Not that there’s anything wrong with sacrifice: martyrs make a point of it, little lambs have long put up with it, and men are quite capable of it. Where the sexes differ is that the guys understand sacrifice is a play-by-play decision, not a game plan for the whole darn season. We women, on the other hand, don’t sacrifice in order to live, we live in order to sacrifice. We make it our reason for being.

It's our own fault, but give us a break; the pressure never lets up. Even preachers and politicians (especially preachers and politicians) still hype 'traditional family values' as America’s favorite cliché, even though everyone knows the inflexibility of roles essential for this 'fifties' kind of family requires sacrificing women, the ilk of my old friend Fred’s poor mom.

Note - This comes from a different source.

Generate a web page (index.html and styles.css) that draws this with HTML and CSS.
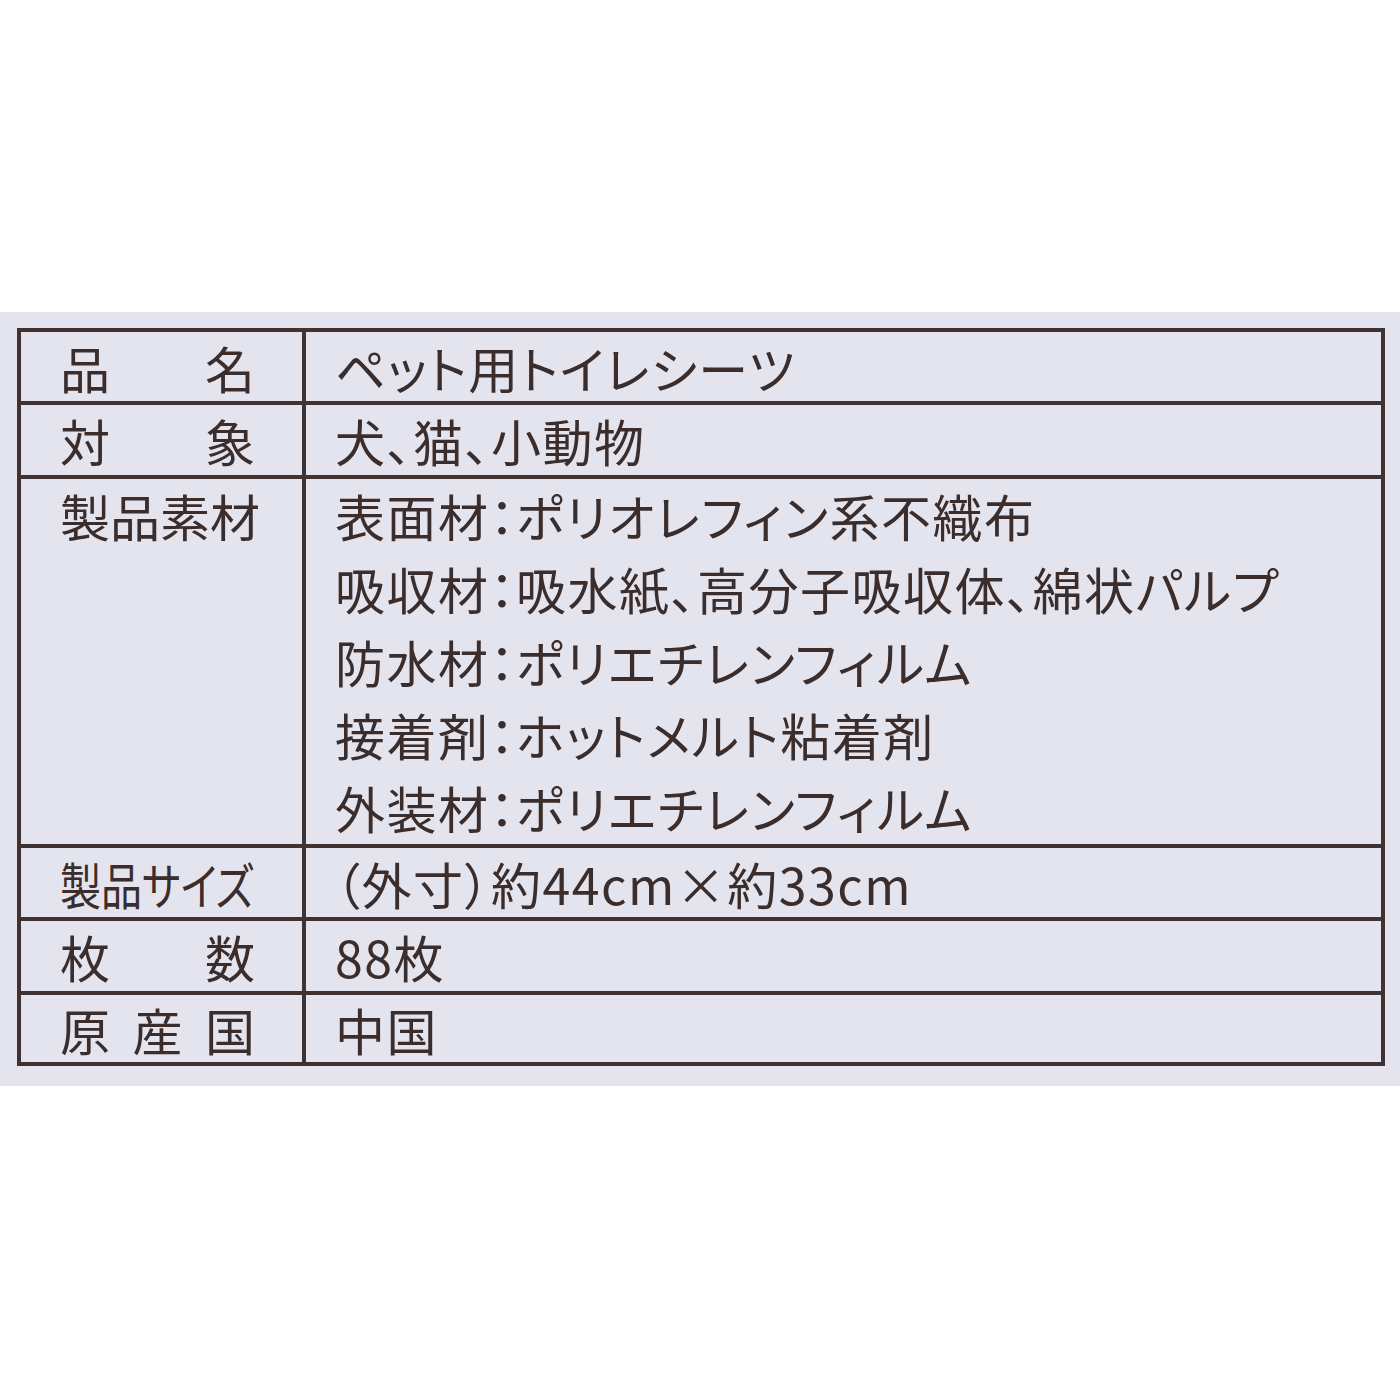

No one told her that a compulsion to put others first is not necessarily a virtue, and sometimes even a vice: receiving can be as spiritual as giving; an a resounding No as character-building as an acquiescent Yes; and a nap? Sometimes more essential than a dinner from scratch.

As for the coterie who assume one of the intrinsically and necessarily most self-sacrificing roles of all time — motherhood — they not only need to smell the roses, they need gardens of their own, and an occasional dessert.

Most mothers I know — in a valiant attempt to bring up their children properly — command, direct, order, implore, entreat and/or bribe their little ones to share. These are the same women who never get no pie? What kind of role modeling is this?

At least, today's women are not as content to sacrifice in silence as was my old friend Fred’s poor mom. I met her a few times. She was pleasant enough, filling our mugs again and again with steaming coffee, but she sighed a lot (somewhat in the manner of Fred's shaggy old dog Digger), seldom laughed, rarely smiled and almost never sat down.

She was truly a Superwoman, keeping in mind Superman was already a super 'faster than a speeding bullet more powerful than a locomotive' man, while super woman has always been a just a euphemism for sacrificing woman. She tries to be everything to everybody: packs super lunches, takes super charge, gives super sex, acts super nice, and under no circumstances does she permit herself to be even one little bit bitchy. Nobody likes that in a woman and, super women, most of all, needs to be liked.

The rebel song writer from the 1900's, activist Joe Hill, provides (inadvertently, no doubt) sacrificing women a 'reason for being' with his words, 'Work and pray, live on hay, You'll get pie in the sky when you die.' A little delayed reinforcement to compensate for all the old Freds wolfing down all the pie right in front of poor mom. Poor mom? What was she thinking? She was the one with the knife!

Superwoman, overworked as she is, needs one more superlative on her resume. Super Smart. She still has not figured out she has to like herself before she can expect the same favor from others.

There is not much I can do about it. I can't be my sisters' keeper when I have a hard enough time with myself. Except, perhaps, bake a pie, cherry, of lemon chiffon, or better yet, apple, cool it, cut it into six easy pieces and toast my old friend Fred's poor mom as I pick up my fork. I bet she made one heck of pie.